# Dataset section
========================
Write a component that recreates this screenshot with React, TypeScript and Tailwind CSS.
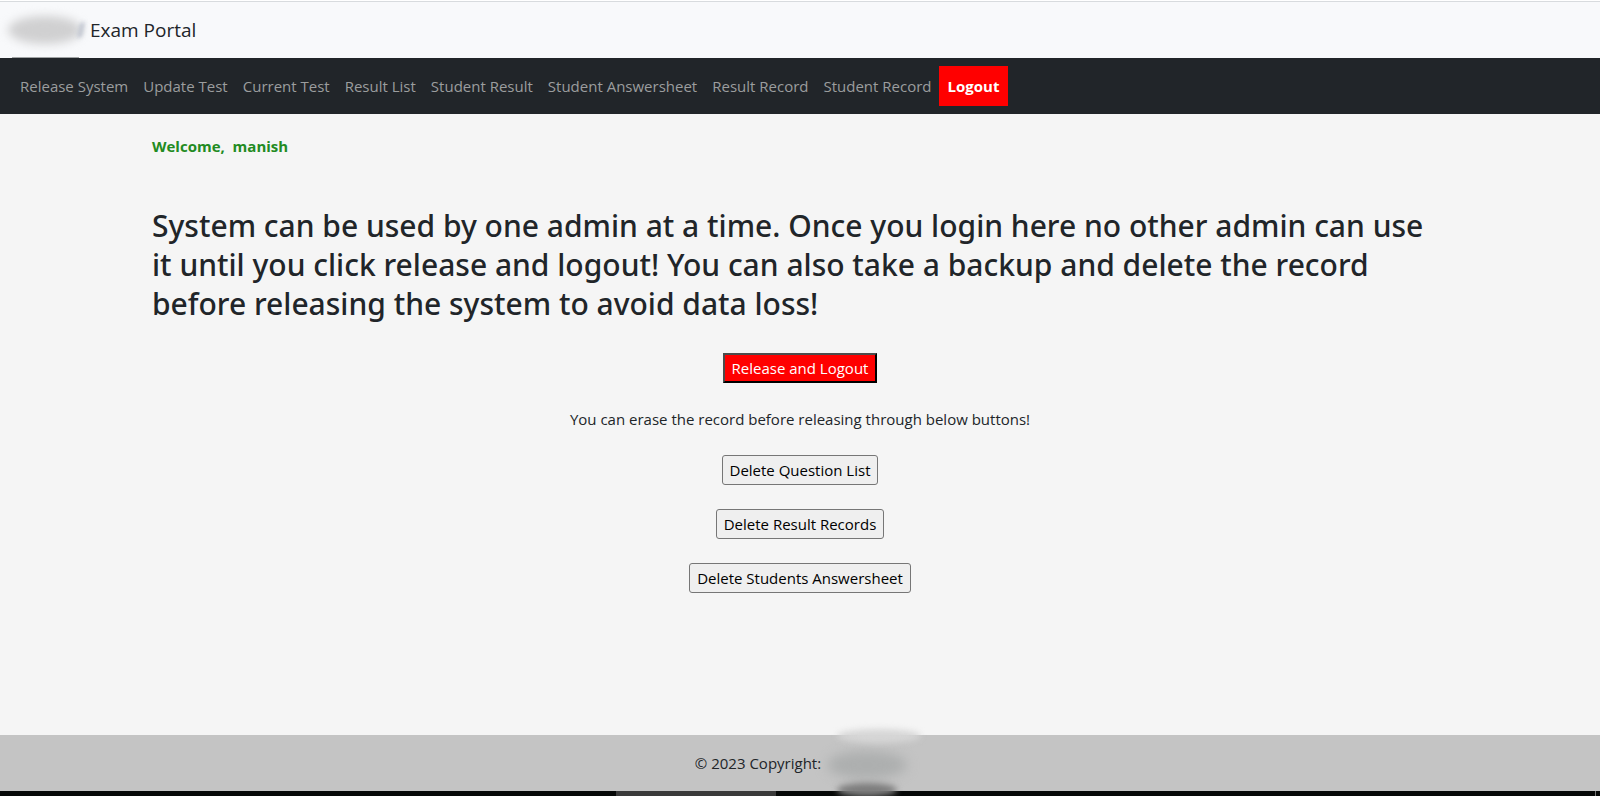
const navItems = [
  'Release System',
  'Update Test',
  'Current Test',
  'Result List',
  'Student Result',
  'Student Answersheet',
  'Result Record',
  'Student Record',
];

const deleteActions = ['Delete Question List', 'Delete Result Records', 'Delete Students Answersheet'];

function Header() {
  return (
    <header className="bg-white pt-px">
      <div className="relative flex h-[57px] items-center border-t border-[#d8dbde] bg-[#f8f9fb] pl-3">
        <div className="relative h-10 w-[78px] shrink-0">
          <div className="absolute top-1.5 -left-1 h-7 w-[74px] rounded-[50%] bg-[#d0d0d1] blur-[5px]" />
          <div className="absolute top-3 left-[67px] h-4 w-1 -skew-x-12 rounded-full bg-[#b9bfcb] blur-[2px]" />
        </div>
        <a href="#home" className="text-[19px] leading-[30px] text-[#212529]">
          Exam Portal
        </a>
        <div className="absolute bottom-0 left-3 h-px w-[67px] bg-[#a0a3a4]" />
      </div>
    </header>
  );
}

function NavBar() {
  return (
    <nav className="bg-[#212529] px-3 py-2">
      <ul className="flex">
        {navItems.map((item) => (
          <li key={item}>
            <a href="#nav" className="block py-2 pr-[7px] pl-2 leading-6 whitespace-nowrap text-[#9b9d9e]">
              {item}
            </a>
          </li>
        ))}
        <li>
          <a href="#logout" className="block bg-[#ff0000] px-[9px] py-2 leading-6 font-bold text-white">
            Logout
          </a>
        </li>
      </ul>
    </nav>
  );
}

function Footer() {
  return (
    <footer className="relative">
      <div className="relative z-10 flex h-14 items-center justify-center bg-[#c4c4c4] text-[#212529]">
        <span className="whitespace-nowrap">© 2023 Copyright:</span>
        <div className="relative h-10 w-[84px]">
          <div className="absolute top-2 left-1.5 h-7 w-[80px] rounded-[50%] bg-[#adafaf] blur-[6px]" />
          <div className="absolute -top-3.5 left-4 h-3.5 w-[84px] rounded-[50%] bg-[#d6d6d6] blur-[3px]" />
          <div className="absolute top-10 left-4 h-3.5 w-[60px] rounded-[50%] bg-[#7c7c7c] blur-[3px]" />
        </div>
      </div>
      <div className="flex h-[5px] justify-between bg-[#060807]">
        <div className="ml-[38.5%] w-[10%] bg-[#3a3a3a]" />
        <div className="mr-1 w-px bg-[#777777]" />
      </div>
    </footer>
  );
}

export default function App() {
  return (
    <div className="flex min-h-screen flex-col overflow-hidden bg-[#f5f5f5] font-['Open_Sans','Noto_Sans',sans-serif] text-[15px] leading-6 text-[#212529]">
      <Header />
      <NavBar />
      <main className="mx-auto flex w-full max-w-[1320px] grow flex-col px-3 pt-5">
        <p className="font-bold whitespace-pre text-[#228b22]">Welcome,{'  '}manish</p>
        <h1 className="mt-12 font-['Noto_Sans','Open_Sans',sans-serif] text-[30px] leading-[39px] font-medium">
          System can be used by one admin at a time. Once you login here no other admin can use it
          until you click release and logout! You can also take a backup and delete the record
          before releasing the system to avoid data loss!
        </h1>
        <div className="mt-[30px] flex flex-col items-center gap-6">
          <button
            type="button"
            className="h-[30px] border-2 border-t-[#4c4c4c] border-r-black border-b-black border-l-[#4c4c4c] bg-[#ff0000] px-[7px] text-white"
          >
            Release and Logout
          </button>
          <p>You can erase the record before releasing through below buttons!</p>
          {deleteActions.map((label) => (
            <button
              key={label}
              type="button"
              className="h-[30px] rounded-[3px] border border-[#767676] bg-[#efefef] px-[7px] text-black"
            >
              {label}
            </button>
          ))}
        </div>
      </main>
      <Footer />
    </div>
  );
}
========================
Without including any picture, repeat the data exactly.

Write a component that recreates this screenshot with React, TypeScript and Tailwind CSS.
const navItems = [
  'Release System',
  'Update Test',
  'Current Test',
  'Result List',
  'Student Result',
  'Student Answersheet',
  'Result Record',
  'Student Record',
];

const deleteActions = ['Delete Question List', 'Delete Result Records', 'Delete Students Answersheet'];

function Header() {
  return (
    <header className="bg-white pt-px">
      <div className="relative flex h-[57px] items-center border-t border-[#d8dbde] bg-[#f8f9fb] pl-3">
        <div className="relative h-10 w-[78px] shrink-0">
          <div className="absolute top-1.5 -left-1 h-7 w-[74px] rounded-[50%] bg-[#d0d0d1] blur-[5px]" />
          <div className="absolute top-3 left-[67px] h-4 w-1 -skew-x-12 rounded-full bg-[#b9bfcb] blur-[2px]" />
        </div>
        <a href="#home" className="text-[19px] leading-[30px] text-[#212529]">
          Exam Portal
        </a>
        <div className="absolute bottom-0 left-3 h-px w-[67px] bg-[#a0a3a4]" />
      </div>
    </header>
  );
}

function NavBar() {
  return (
    <nav className="bg-[#212529] px-3 py-2">
      <ul className="flex">
        {navItems.map((item) => (
          <li key={item}>
            <a href="#nav" className="block py-2 pr-[7px] pl-2 leading-6 whitespace-nowrap text-[#9b9d9e]">
              {item}
            </a>
          </li>
        ))}
        <li>
          <a href="#logout" className="block bg-[#ff0000] px-[9px] py-2 leading-6 font-bold text-white">
            Logout
          </a>
        </li>
      </ul>
    </nav>
  );
}

function Footer() {
  return (
    <footer className="relative">
      <div className="relative z-10 flex h-14 items-center justify-center bg-[#c4c4c4] text-[#212529]">
        <span className="whitespace-nowrap">© 2023 Copyright:</span>
        <div className="relative h-10 w-[84px]">
          <div className="absolute top-2 left-1.5 h-7 w-[80px] rounded-[50%] bg-[#adafaf] blur-[6px]" />
          <div className="absolute -top-3.5 left-4 h-3.5 w-[84px] rounded-[50%] bg-[#d6d6d6] blur-[3px]" />
          <div className="absolute top-10 left-4 h-3.5 w-[60px] rounded-[50%] bg-[#7c7c7c] blur-[3px]" />
        </div>
      </div>
      <div className="flex h-[5px] justify-between bg-[#060807]">
        <div className="ml-[38.5%] w-[10%] bg-[#3a3a3a]" />
        <div className="mr-1 w-px bg-[#777777]" />
      </div>
    </footer>
  );
}

export default function App() {
  return (
    <div className="flex min-h-screen flex-col overflow-hidden bg-[#f5f5f5] font-['Open_Sans','Noto_Sans',sans-serif] text-[15px] leading-6 text-[#212529]">
      <Header />
      <NavBar />
      <main className="mx-auto flex w-full max-w-[1320px] grow flex-col px-3 pt-5">
        <p className="font-bold whitespace-pre text-[#228b22]">Welcome,{'  '}manish</p>
        <h1 className="mt-12 font-['Noto_Sans','Open_Sans',sans-serif] text-[30px] leading-[39px] font-medium">
          System can be used by one admin at a time. Once you login here no other admin can use it
          until you click release and logout! You can also take a backup and delete the record
          before releasing the system to avoid data loss!
        </h1>
        <div className="mt-[30px] flex flex-col items-center gap-6">
          <button
            type="button"
            className="h-[30px] border-2 border-t-[#4c4c4c] border-r-black border-b-black border-l-[#4c4c4c] bg-[#ff0000] px-[7px] text-white"
          >
            Release and Logout
          </button>
          <p>You can erase the record before releasing through below buttons!</p>
          {deleteActions.map((label) => (
            <button
              key={label}
              type="button"
              className="h-[30px] rounded-[3px] border border-[#767676] bg-[#efefef] px-[7px] text-black"
            >
              {label}
            </button>
          ))}
        </div>
      </main>
      <Footer />
    </div>
  );
}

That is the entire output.